Д. И. Пихно учился во Второй Киевской гимназии на стипендии, а затем, как стипендиат, закончил факультет гражданского права с золотой медалью. В Киевском университете, куда он поступил в семнадцать лет, он возглавлял партию студентов-либералов, поправев лишь в начале века, а также студенческий юридический кружок. Для заработка, но не только, он преподавал в прогрессивной начальной школе, основанной женщиной-врачом (И. В. Шатовой-Тальберг) в предместье Киева, продолжая интересоваться вопросами общего образования и после. Под влиянием своего учителя, будущего умереннолиберального министра финансов у Александра III, Н. Х. Бунге, он стал изучать политэкономию. После защиты магистерской диссертации («Коммерческие операции Государственного банка») Пихно был назначен доцентом кафедры политической экономии и статистики, а в 1897-м – профессором, у которого затем учился мой дед Билимович.
Как я пишу в главе о В. В. Шульгине, это он положил начало запутанным внутрисемейным связям, первой из которых было то, что В. В. был его сыном, а не В. Я. Шульгина. Пусть В. В. и писал вполне откровенно о собственных романах (и других родственников), этого факта он нигде не упоминает, придерживаясь семейной легенды. Возможно, им руководили нежелание компрометировать В. Я. и Д. И., а может быть, и правила приличия, но это лишь мои догадки.
Пихно занимался вопросами финансовой политики и денежного обращения, развития рынка, но больше всего железной дороги. Его докторская диссертация называлась «Железнодорожные тарифы: опыт исследования цены железнодорожной перевозки» (1888)[107]
, в ней он полемизировал с С. Ю. Витте, управляющим Обществом юго-западных железных дорог в то время, – они были политическими противниками. Дмитрий Иванович был членом так называемой Киевской экономической школы, основанной Бунге, в которую затем вошел Билимович. В целом ее представители совмещали принципы либеральной экономики Адама Смита и его последователей с германскими теориями, уделявшими особое внимание человеческой потребности, предельной полезности (utility) и антимарксистской теории спроса и предложения. Главным отличием киевской школы от российской теоретической экономики конца XIX века были ее антимарксистские установки[108].Бунге назначил Пихно чиновником особых поручений в Министерство финансов, где он в основном занимался разработкой тарифных вопросов с 1886 по 1888 год. Витте, знавший Пихно еще по Киеву, в своих воспоминаниях с явным удовольствием пишет о том, что Константин Победоносцев, узнав о его незаконной личной жизни, способствовал его увольнению. Как утверждают другие источники, он вернулся в Киев из-за разногласий с новым министром финансов И. А. Вышнеградским. Скорее всего, имело место и то и другое. Любопытно и то, что Витте считал Пихно либералом в отличие от себя – это потому что Дмитрий Иванович поправел только в самом начале ХХ века – после возникновения революционных настроений в России[109]

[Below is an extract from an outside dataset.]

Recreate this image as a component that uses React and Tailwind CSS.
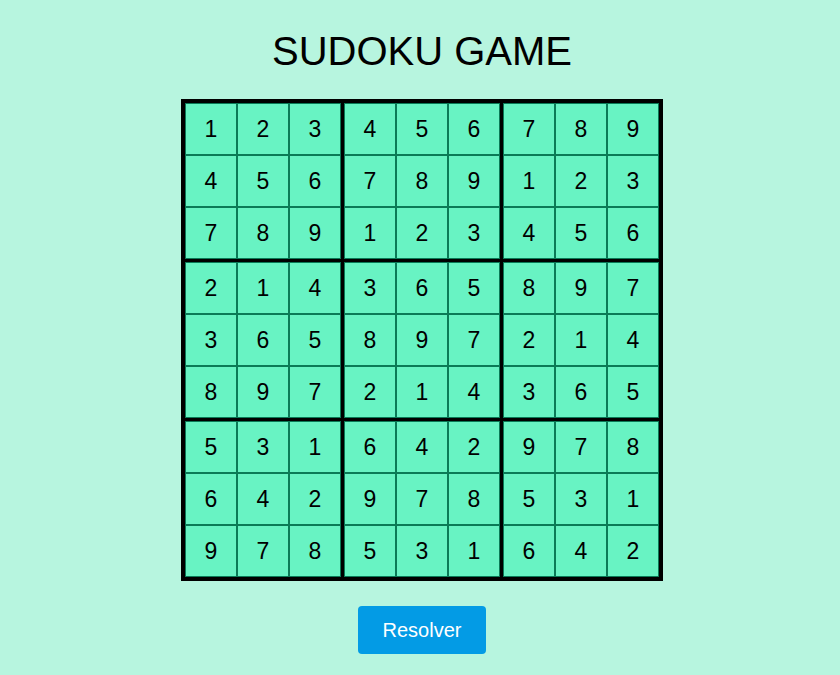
import React from 'react';

// sudoku board, rows of the solved grid
const BOARD = [
  [1, 2, 3, 4, 5, 6, 7, 8, 9],
  [4, 5, 6, 7, 8, 9, 1, 2, 3],
  [7, 8, 9, 1, 2, 3, 4, 5, 6],
  [2, 1, 4, 3, 6, 5, 8, 9, 7],
  [3, 6, 5, 8, 9, 7, 2, 1, 4],
  [8, 9, 7, 2, 1, 4, 3, 6, 5],
  [5, 3, 1, 6, 4, 2, 9, 7, 8],
  [6, 4, 2, 9, 7, 8, 5, 3, 1],
  [9, 7, 8, 5, 3, 1, 6, 4, 2],
];

const boxCells = (box) => {
  const r0 = Math.floor(box / 3) * 3;
  const c0 = (box % 3) * 3;
  const cells = [];
  for (let r = r0; r < r0 + 3; r++) {
    for (let c = c0; c < c0 + 3; c++) cells.push(BOARD[r][c]);
  }
  return cells;
};

const Box = ({ index }) => (
  <div className="grid grid-cols-3 gap-[2px] bg-[#0b7a57] p-px">
    {boxCells(index).map((n, i) => (
      <div
        key={i}
        className="w-[50px] h-[50px] flex items-center justify-center bg-[#68f3c3] text-[23px] text-black pt-px"
      >
        {n}
      </div>
    ))}
  </div>
);

export default function App() {
  return (
    <div
      className="min-h-[675px] w-full bg-[#b7f5df] flex flex-col items-center pt-[31px] pl-[4px]"
      style={{ fontFamily: '"Liberation Sans", Arial, sans-serif' }}
    >
      <h1 className="text-[40px] leading-none text-black">SUDOKU GAME</h1>
      <div className="mt-[28px] border-4 border-black bg-black grid grid-cols-3 gap-[3px]">
        {Array.from({ length: 9 }).map((_, i) => (
          <Box key={i} index={i} />
        ))}
      </div>
      <button className="mt-[25px] w-[128px] h-[48px] rounded bg-[#039be5] text-white text-[20px]">
        Resolver
      </button>
    </div>
  );
}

. Начинал он как сторонник либеральных экономических реформ и ограниченного самодержавия, но после революции 1905 года возглавил киевский отдел черносотенного Союза русского народа. Витте также пишет, что его разногласия с Пихно «вынудили его принять участие в основании газеты „Киевское Слово“», чтобы иметь свой печатный рупор в Киеве[110]. Это было в 1886 году.После смерти моего прадеда В. Я. Шульгина Д. И. стал не только главным редактором «Киевлянина», но и женился на его вдове, которая была на семь лет старше. От нее он имел еще двух сыновей, Павла и Дмитрия. Поль, как в семье называли первого, был поэтом – писал и переводил стихи под псевдонимом Paul Viola. В его сборнике «Прелюдии творчества» (1908) имеются переводы французских символистов, например двух Полей, Верлена и Бурже, а также Бодлера и поэта-парнасца Сюлли-Прюдома[111]
. Митя в основном занимался имениями отца на Волыни и, как мама говорила, ничем особенным не отличался.В год смерти прабабушки (1878) они с мужем находились за границей. Она умерла в Ментоне (Франция) от туберкулеза, но ее тело привезли в Киев, где она похоронена рядом со своим первым мужем на Байковом кладбище[112]
. Именно ее тройное зеркало в стиле japonisme, тогда модном, висит у меня как фетиш семейной памяти[113].